CEDA Future of Work Report urges better urban planning

The Centre for Australian Economic Development report on the future of Australia’s workforce calls for a radical rethink in urban planning to deal with workforce changes to come and it’s not all about cities, it says. We need to factor in congestion, urban flooding and huge housing prices among other rising trends.

Australia’s Future Workforce? released by CEDA this week looks at the economic, technological and industrial drivers around workforce changes to come, but it also makes a clear case for better planning of the places most of that work is likely to occur – our cities.

Two clear trends were identified. The first is a call by CEDA for urban planning that complements Australia’s innovation policies and ensures our cities are “liveable”.

Highly skilled employees who increasingly drive prosperity are able to work globally and are highly mobile, the report said. “City liveability is a strong predictor of economic activity and wage growth because such areas are able to attract the innovative class of people who drive this activity.”

The report calls for discrete city-wide entities with the responsibility for whole of urban planning for its urban centres that could be vested with “hypothecated funds” from sources generated in the jurisdiction such as fuel excise and congestion pricing.

Australian Futures project Director Fiona McKenzie was one of the 28 contributing researchers and authors. In her paper, Megatrends and Australia’s Future – older and wiser? she said that the cost of crowding in growing cities is a megatrend that will have direct implications for planners. Shifting ways of working could form part of the solution to the difficulties engendered by densification and concentration of employment in city centres.

Threat to cities from climate, congestion, housing costs and more…

There is also a threat to our cities from climate change, as more people agglomerate in urban centres on the coastline that are at risk from rising sea levels, extreme weather events, earthquakes and tsunamis.

“Urban flooding has already become the leading form of disaster in the world, and the United Nations forecasts that the number of people in large cities exposed to cyclonic winds, earthquakes and flooding will more than double in the first half of this century,” Ms McKenzie wrote.

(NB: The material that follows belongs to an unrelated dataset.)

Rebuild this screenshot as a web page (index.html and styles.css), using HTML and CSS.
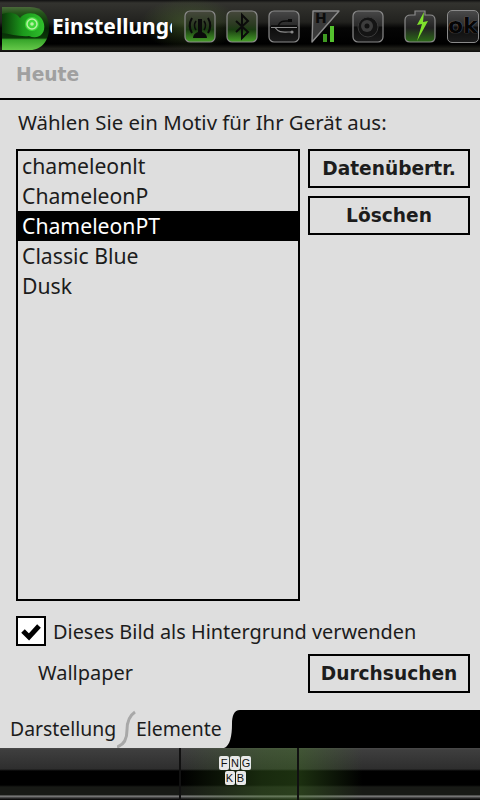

The cost of urban congestion is expected to more than double by 2020 to $20.4 billion, and there will be added pressure on the infrastructure, social fabric and environment of from city density with 30 per cent more people predicted to live in the capital cities by  2030.

“City leaders will be presented with difficult choices if growing cities are to remain liveable cities. As urban populations grow, substantial improvements in urban governance capacities will be needed to make cities resilient against complex and interconnected risks,” Ms McKenzie said.

Regional growth will struggle to compensate

“As populations decline in regional areas, and traffic congestion and unaffordable housing increase in urban areas, governments will no doubt be pressured to do more to promote population and economic growth in regional areas. However, policy measures attempting to increase population growth in regional areas will struggle against demographic forces of decline.

“For those wanting to live and work in major cities, public transport and new transport infrastructure is important, but housing affordability will also need to be addressed. At its most basic, this will require more streamlined planning and zoning rules to enable the building of new homes in inner-city suburbs.”

Local environments will be key

Ms McKenzie also said that housing and urban development will need to create accessible local environments to meet the needs of an ageing population and enable them to continue workforce participation. With more people working past the age of 60, a rethink of how to ensure people retain mobility and connection to work opportunities is required.

“Improving accessibility can include relatively simple measures like reliable transport options for those with mobility problems, well-maintained footpaths without trip hazards, low kerbs with wheel chair ramps, places to sit and rest, and safe and well-lit streets with a good police presence.”

She questions whether the current thinking about innovation clusters and professional networking with its emphasis on physical proximity, often in inner-city locations, is perhaps ignoring examples such as creative industries located in the outer suburbs of cities including Melbourne and Brisbane where networks can “thrive outside the dense ‘proximity clusters’”, asking, “might this not be the case for other industries as well?”.

One of the trends she noted is the shift in consumption towards “experience-based consumption”, which could become a means of maintaining economic growth and delivering quality of life while conserving the natural world’s limited resources.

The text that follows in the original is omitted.